Tuesday, January 30, 2007

A Taste of My New Gig

I recently was invited to write for Bitterfans.com. Here's a little taste of what I'm doing over there...Hopefully the amount of content here won't suffer for it.

Any Hall, The Problems Faced by Voters in the big Four

The recent Hall of Fame vote for the Major League Baseball Hall of Fame had me pondering the problems inherent in the rules and the processes put in place for voting. Every year there is some sort of controversy associated with the voting process - whether it's an argument over who didn't make the cut to this year's hot-button topic; steroids...but more on that later.
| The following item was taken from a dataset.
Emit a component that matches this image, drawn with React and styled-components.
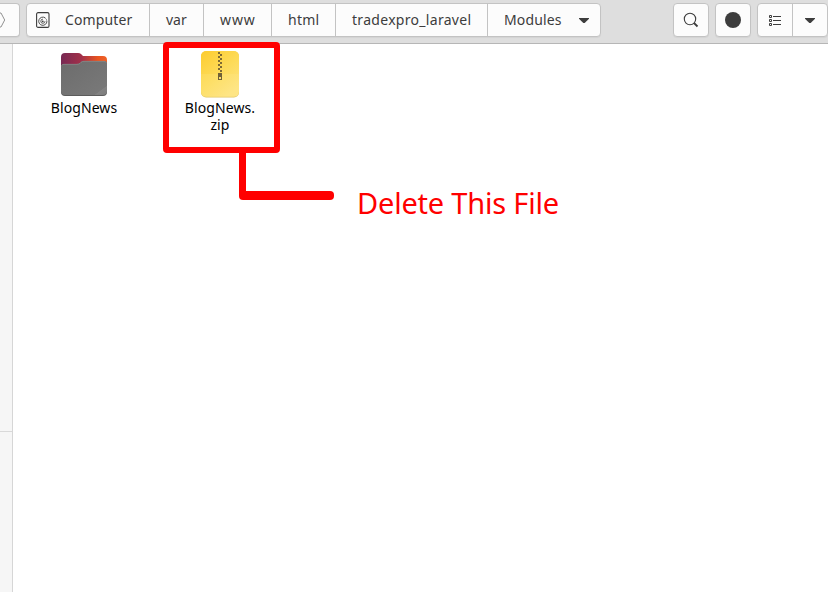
import React from "react";
import styled, { createGlobalStyle } from "styled-components";

const GlobalStyle = createGlobalStyle`
  * { box-sizing: border-box; }
  body { margin: 0; overflow: hidden; background: #fff; }
`;

const Window = styled.div`
  position: relative;
  display: flex;
  flex-direction: column;
  width: 828px;
  height: 592px;
  overflow: hidden;
  background: #fff;
  font-family: "Noto Sans", sans-serif;
`;

const Toolbar = styled.header`
  display: flex;
  align-items: flex-start;
  height: 44px;
  flex: none;
  padding-top: 3px;
  background: #dedede;
  border-bottom: 1px solid #b6b6b6;
`;

const Group = styled.div`
  display: flex;
  flex: none;
  height: 34px;
  width: ${(p) => p.$width}px;
  margin-left: ${(p) => p.$gap || 0}px;
  background: #fcfcfc;
  border: 1px solid #c3c3c3;
  border-radius: 4px;
  box-shadow: 0 1px 1px rgba(0, 0, 0, 0.05);
`;

const BackGroup = styled(Group)`
  border-left: 0;
  border-radius: 0 4px 4px 0;
  align-items: center;
`;

const Segment = styled.button`
  display: flex;
  align-items: center;
  flex: none;
  width: ${(p) => p.$width}px;
  padding: 0 0 0 ${(p) => p.$pad}px;
  border: 0;
  border-right: ${(p) => (p.$last ? "0" : "1px solid #c3c3c3")};
  background: transparent;
  color: #3d3d3d;
  font: 14px/32px "Noto Sans", sans-serif;
`;

const Label = styled.span`
  white-space: nowrap;
  letter-spacing: ${(p) => p.$track || 0}px;
  margin-left: ${(p) => p.$gap || 0}px;
`;

const Caret = styled.svg`
  display: block;
  flex: none;
  margin-left: ${(p) => p.$gap || 0}px;
`;

const IconButton = styled.button`
  display: flex;
  align-items: center;
  justify-content: center;
  flex: ${(p) => (p.$width ? "none" : 1)};
  width: ${(p) => (p.$width ? `${p.$width}px` : "auto")};
  padding: 0;
  border: 0;
  border-right: ${(p) => (p.$divided ? "1px solid #c3c3c3" : "0")};
  background: transparent;
`;

const Icon = styled.svg`
  display: block;
  flex: none;
`;

const Content = styled.div`
  display: flex;
  flex: 1;
`;

const Sidebar = styled.aside`
  width: 13px;
  flex: none;
  background: #f6f6f6;
  border-right: 1px solid #d6d6d6;
`;

const SidebarSection = styled.div`
  height: 388px;
  border-bottom: 1px solid #d9d9d9;
`;

const Files = styled.main`
  display: grid;
  grid-template-columns: 136px 136px;
  align-content: start;
  padding: 6px 0 0 3px;
`;

const FileItem = styled.figure`
  display: flex;
  flex-direction: column;
  align-items: center;
  margin: 0;
  color: #000;
`;

const FileName = styled.figcaption`
  margin-top: -1px;
  font-size: 14px;
  line-height: 17px;
  text-align: center;
  letter-spacing: 0.1px;
`;

const Highlight = styled.div`
  position: absolute;
  left: 163px;
  top: 42px;
  width: 117px;
  height: 111px;
  border: 6px solid #f00;
  border-radius: 4px;
`;

const Connector = styled.div`
  position: absolute;
  left: 239px;
  top: 151px;
  display: flex;
  flex-direction: column;
  width: 95px;
  height: 49px;

  &::before {
    content: "";
    width: 7px;
    height: 44px;
    background: #f00;
  }

  &::after {
    content: "";
    height: 9px;
    margin-top: -4px;
    border-radius: 0 4px 4px 4px;
    background: #f00;
  }
`;

const Note = styled.div`
  position: absolute;
  left: 357px;
  top: 183px;
  color: #f00;
  font-size: 29px;
  line-height: 40px;
  letter-spacing: -0.2px;
  white-space: nowrap;
`;

const DownCaret = ({ gap }) => (
  <Caret $gap={gap} width="10" height="5" viewBox="0 0 10 5">
    <path d="M0 0h10v.7L5.7 5H4.3L0 .7Z" fill="#3d3d3d" />
  </Caret>
);

const DiskIcon = () => (
  <Icon width="14" height="16" viewBox="0 0 14 16" fill="none" stroke="#3d3d3d">
    <rect x=".6" y=".6" width="12.4" height="14.8" rx="1.5" strokeWidth="1.1" />
    <path d="M9.2 5.9A4.1 4.1 0 1 0 10.9 9.2" strokeWidth=".9" />
    <path d="M8.5 5.4Q10.9 6.7 10.9 9.3" strokeWidth=".5" />
    <path d="M7 7.1A2.1 2.1 0 1 0 9 9.2" strokeWidth=".8" />
    <circle cx="6.8" cy="9.3" r=".9" fill="#3d3d3d" stroke="none" />
  </Icon>
);

const FolderIcon = () => (
  <Icon width="48" height="50" viewBox="0 0 48 50">
    <defs>
      <linearGradient id="folder-back">
        <stop offset="0" stopColor="#772953" />
        <stop offset=".45" stopColor="#a33049" />
        <stop offset=".8" stopColor="#e95420" />
        <stop offset="1" stopColor="#ee6229" />
      </linearGradient>
      <linearGradient id="folder-front" x2="1" y2="1">
        <stop stopColor="#6c6c6c" />
        <stop offset=".86" stopColor="#787878" />
        <stop offset=".87" stopColor="#828282" />
        <stop offset="1" stopColor="#7d7d7d" />
      </linearGradient>
    </defs>
    <path d="M1 7q0-4 4-4h13q2 0 3 1l2 2h20q4 0 4 4v12H1Z" fill="url(#folder-back)" />
    <path d="M1 17q0-3 3-3h13q2 0 3-1l1-1q1-1 3-1h20q3 0 3 3v28q0 4-4 4H5q-4 0-4-4Z" fill="#5c5c5c" />
    <path d="M1 17q0-3 3-3h13q2 0 3-1l1-1q1-1 3-1h20q3 0 3 3v27q0 4-4 4H5q-4 0-4-4Z" fill="url(#folder-front)" />
    <path d="M1.5 15.6q.8-1.3 2.5-1.3h13q2 0 3-1l1-1q1-1 3-1h20q1.7 0 2.5 1.5" fill="none" stroke="#929292" strokeWidth=".6" />
  </Icon>
);

const ZIP_ROWS = [2, 4, 6, 8, 10, 12, 14, 16, 18, 20];

const ZipIcon = () => (
  <Icon width="40" height="50" viewBox="0 0 40 50">
    <defs>
      <linearGradient id="zip-body" x2=".65" y2="1">
        <stop stopColor="#fdcc2e" />
        <stop offset=".55" stopColor="#fddb59" />
        <stop offset="1" stopColor="#fee380" />
      </linearGradient>
    </defs>
    <rect x="1" y="1.4" width="38" height="46" rx="5" fill="#e2c665" />
    <rect x="1" y="1" width="38" height="45.7" rx="5" fill="url(#zip-body)" />
    <path d="M1 24h38v18q0 4.7-5 4.7H6q-5 0-5-4.7Z" fill="#ffed9d" opacity=".18" />
    {ZIP_ROWS.map((y, i) => (
      <rect key={y} x={i % 2 ? 20 : 18} y={y} width="2" height="2" fill="#7d6a35" />
    ))}
    <path d="M18 23h4v7h-4Zm1 4v2h2v-2Z" fill="#6f6038" fillRule="evenodd" />
  </Icon>
);

export default function App() {
  return (
    <>
      <GlobalStyle />
      <Window>
        <Toolbar>
          <BackGroup $width={20}>
            <Icon width="6" height="16" viewBox="0 0 6 16" fill="none" stroke="#929292">
              <path d="M0 1h1l3.7 7L1 15H0" />
            </Icon>
          </BackGroup>
          <Group $width={575} $gap={6}>
            <Segment $width={123} $pad={9}>
              <DiskIcon />
              <Label $gap={15} $track={0.13}>Computer</Label>
            </Segment>
            <Segment $width={54} $pad={16}><Label>var</Label></Segment>
            <Segment $width={68} $pad={16}><Label $track={0.9}>www</Label></Segment>
            <Segment $width={64} $pad={16}><Label $track={0.25}>html</Label></Segment>
            <Segment $width={152} $pad={16}><Label $track={0.3}>tradexpro_laravel</Label></Segment>
            <Segment $width={112} $pad={16} $last>
              <Label $track={0.15}>Modules</Label>
              <DownCaret gap={17} />
            </Segment>
          </Group>
          <Group $width={36} $gap={72}>
            <IconButton aria-label="Search">
              <Icon width="16" height="16" viewBox="0 0 16 16" fill="none" stroke="#3d3d3d">
                <circle cx="7" cy="7" r="5.7" strokeWidth="1.1" />
                <path d="m11 11 3.5 3.5" strokeWidth="1.8" />
              </Icon>
            </IconButton>
          </Group>
          <Group $width={36} $gap={6}>
            <IconButton aria-label="Operations">
              <Icon width="16" height="16" viewBox="0 0 16 16">
                <circle cx="8" cy="8" r="8" fill="#3d3d3d" />
              </Icon>
            </IconButton>
          </Group>
          <Group $width={71} $gap={6}>
            <IconButton aria-label="List view" $width={35} $divided>
              <Icon width="12" height="11" viewBox="0 0 12 11" fill="none" stroke="#3d3d3d">
                <path d="M.5.5h2v2h-2ZM.5 4.5h2v2h-2ZM.5 8.5h2v2h-2ZM4 1.5h8M4 5.5h8M4 9.5h8" />
              </Icon>
            </IconButton>
            <IconButton aria-label="View options"><DownCaret /></IconButton>
          </Group>
        </Toolbar>
        <Content>
          <Sidebar><SidebarSection /></Sidebar>
          <Files>
            <FileItem>
              <FolderIcon />
              <FileName>BlogNews</FileName>
            </FileItem>
            <FileItem>
              <ZipIcon />
              <FileName>BlogNews.<br />zip</FileName>
            </FileItem>
          </Files>
        </Content>
        <Highlight />
        <Connector />
        <Note>Delete This File</Note>
      </Window>
    </>
  );
}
Each of the various Halls have their own arcane rules, typically lost in the translation when the voters try to explain, because they're usually making an attempt to put their own take on how voting should be done.

There exists a minority of voters, for example, voting on the future Hall-of-Famers for Cooperstown who will not vote anyone in on the first vote, because no one has ever been a unanimous choice. This reasoning is difficult to fathom. The argument placed before the public here essentially amounts to the following, "just because previous voters failed in their assessment of the likes of Ty Cobb, Babe Ruth and Ted Williams, we should continue to do things wrong."

With few exceptions, it is difficult to understand why a player is hall-of-fame caliber one year, but not the previous year. The statistics haven't changed.

The Baseball Hall of Fame allows the members of the Baseball Writers Association of America (BBWAA) to vote for up to ten players on a ballot in a given year. Amongst the exceptions that must be considered are players under scrutiny for other reasons. Rule number five that voters for Cooperstown are expected to adhere to - "Voting shall be based upon the player's record, playing ability, integrity, sportsmanship, character, and contributions to the team(s) on which the player played."

Granted, Ty Cobb by all accounts was a racist bastard known to sharpen his spikes before a game, and Gaylord Perry has admitted to the occassional KY ball, but recent events have openned a whole new can of worms.

Mark McGwire, implicated as much by Jose Canseco's book Juiced as he was by his refusal to answer questions before congress, sits in limbo.

McGwire's proponents say that without any hard evidence, Big Mac deserves the benefit of the doubt, often throwing in the idea that, "we all knew players were doing it then and we didn't do anything about it."

On the other side, the others point at the fact that McGwire has 14 years of remaining elegibility left and if they put him in now, and it comes out down the road that he was definitively using the substance, then they can't take him back out of the Hall. The consesus, however, is that McGwire would have been in on the first ballot had there been no doubt about how his numbers were achieved.

This begs a separate question; if McGwire didn't do anything, then are his numbers really Hall worthy?

Through 16 seasons Big Mac put up the following numbers - .263 BA, 1626 hits, 583 HR, 1414 RBI's, 1167 runs, 1596 strike outs in 6187 career at bats.Former Red Sox slugger Jim Rice, who has perennially fallen short also played 16 seasons and put up the following numbers - .298 BA (edge), 2452 hits (edge), 382 HR, 1451 RBI's, 1249 runs, 1423 strike outs all in 8225 career at bats.

So, in more career at bats (all during the "Dead Ball Era"), Rice, considered by enough writers to be unworthy of enshrinement that he still is on the ballot with little time left, had a considerably higher average, over 800 more hits, 40 more RBI's, 82 more runs scored, and struck out 123 fewer times.

McGwire won the Rookie of the Year, one Gold Glove and three Silver Slugger awards, Rice won the 1978 MVP award, and two Silver Sluggers. Six times Rice finished in the top ten in batting average, a feat McGwire never accomplished.